You happen to know Swift so you just start coding the thing natively in Swift for iOS... Then after 6 months you did a lot of work and you start getting a few users then you figure out that a lot of people are complaining that you don't support Android, so then you start to build the same app again for Android using Android Studio... After 6 months, you roll it out. Then after 1 month users are complaining that the mobile app is unwieldy and they're asking for a web version... You are shocked. You did not see this coming. So then you spend another 6 months building another version of the app with React. Users start complaining that the UI in the web version of the application doesn't match the mobile version... Also, now some users demand a new feature... Now you have to implement it and test 3 times (once for each device), you are wasting huge amounts of resources, your team hates you. You're moving too slow. Your investors decide to cut your funding.

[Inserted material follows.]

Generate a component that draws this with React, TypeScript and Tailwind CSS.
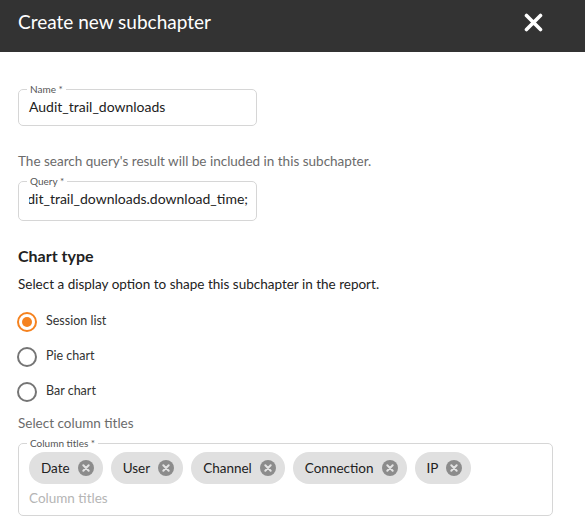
import React from "react";

const font = { fontFamily: "Lato, 'Noto Sans', sans-serif" };

function Chip({ label }: { label: string }) {
  return (
    <div className="flex h-[32px] items-center gap-[8px] rounded-full bg-[#e0e0e0] pl-[12px] pr-[9px]">
      <span className="text-[13.5px] text-[#222]">{label}</span>
      <svg width="16" height="16" viewBox="0 0 16 16">
        <circle cx="8" cy="8" r="8" fill="#8c8c8c" />
        <path d="M5.3 5.3 L10.7 10.7 M10.7 5.3 L5.3 10.7" stroke="#e3e3e3" strokeWidth="2" strokeLinecap="round" />
      </svg>
    </div>
  );
}

function Radio({ label, checked }: { label: string; checked?: boolean }) {
  return (
    <div className="flex h-[35px] items-center gap-[9px]">
      {checked ? (
        <div className="ml-[-1px] flex h-[20px] w-[20px] items-center justify-center rounded-full border-2 border-[#f5821f]">
          <div className="h-[10px] w-[10px] rounded-full bg-[#f5821f]" />
        </div>
      ) : (
        <div className="ml-[-1px] h-[20px] w-[20px] rounded-full border-2 border-[#757575]" />
      )}
      <span className="text-[12.5px] text-[#333]">{label}</span>
    </div>
  );
}

export default function App() {
  return (
    <div className="h-[520px] w-[585px] overflow-hidden bg-white" style={font}>
      <div className="flex h-[52px] items-start justify-between bg-[#333333] pl-[18px] pr-[42px]">
        <div className="flex h-[44px] items-center text-[19px] text-white">Create new subchapter</div>
        <div className="flex h-[44px] items-center">
          <svg width="19" height="19" viewBox="0 0 19 19">
            <path d="M2.5 2.5 L16.5 16.5 M16.5 2.5 L2.5 16.5" stroke="white" strokeWidth="3.6" strokeLinecap="round" />
          </svg>
        </div>
      </div>
      <div className="flex flex-col px-[18px]">
        <fieldset className="mt-[31px] w-[239px] min-w-0 rounded-[5px] border border-[#d6d6d6] px-[10px] pb-[8px] pt-[2px]">
          <legend className="ml-[-2px] px-[3px] text-[10px] leading-[12px] text-[#555]">Name *</legend>
          <div className="text-[14px] leading-[20px] text-[#222]">Audit_trail_downloads</div>
        </fieldset>
        <div className="mt-[25px] text-[13.5px] leading-[20px] text-[#6b6b6b]">
          The search query's result will be included in this subchapter.
        </div>
        <fieldset className="mt-[4px] w-[239px] min-w-0 rounded-[5px] border border-[#d6d6d6] pb-[11px] pl-[10px] pr-[8px] pt-[2px]">
          <legend className="ml-[-2px] px-[3px] text-[10px] leading-[12px] text-[#555]">Query *</legend>
          <div className="flex min-w-0 justify-end overflow-hidden whitespace-nowrap text-[14px] leading-[20px] text-[#222]">
            <span className="shrink-0">audit_trail_downloads.download_time;</span>
          </div>
        </fieldset>
        <div className="mt-[23px] text-[16px] font-bold leading-[24px] text-[#222]">Chart type</div>
        <div className="mt-[6px] text-[13.5px] leading-[20px] text-[#222]">
          Select a display option to shape this subchapter in the report.
        </div>
        <div className="mt-[10px] flex flex-col">
          <Radio label="Session list" checked />
          <Radio label="Pie chart" />
          <Radio label="Bar chart" />
        </div>
        <div className="mt-[4px] text-[13.5px] leading-[20px] text-[#6b6b6b]">Select column titles</div>
        <fieldset className="mt-[4px] w-[535px] min-w-0 rounded-[5px] border border-[#d6d6d6] pb-[7px] pl-[10px] pr-[10px] pt-[3px]">
          <legend className="ml-[-2px] px-[3px] text-[10px] leading-[12px] text-[#555]">Column titles *</legend>
          <div className="flex flex-wrap gap-[8px]">
            <Chip label="Date" />
            <Chip label="User" />
            <Chip label="Channel" />
            <Chip label="Connection" />
            <Chip label="IP" />
          </div>
          <div className="mt-[4px] text-[13.5px] leading-[20px] text-[#b5b5b5]">Column titles</div>
        </fieldset>
      </div>
    </div>
  );
}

Your career is over.

Good code approach:

After carefully looking through the requirements, you figure out that users will probably want to run the app on desktop, web, Android and iOS... So you look at what frameworks support all these platforms... You decide on VueJS with Electron because it's lightweight, has few dependencies and can run on all platforms including mobile. You decide to use CSS media queries for responsive design because it provides a relatively consistent UX/UI accross different devices. You spend 6 month building the app, you ship. Users start using your product, telling their friends about it (who are using different devices)... Some users point out that a feature is missing... No problem, you develop it once, test it once and ship it to all devices at once. Your users love it. Your employees are happy, your investors are pleased, they invest more. Your career is looking promising.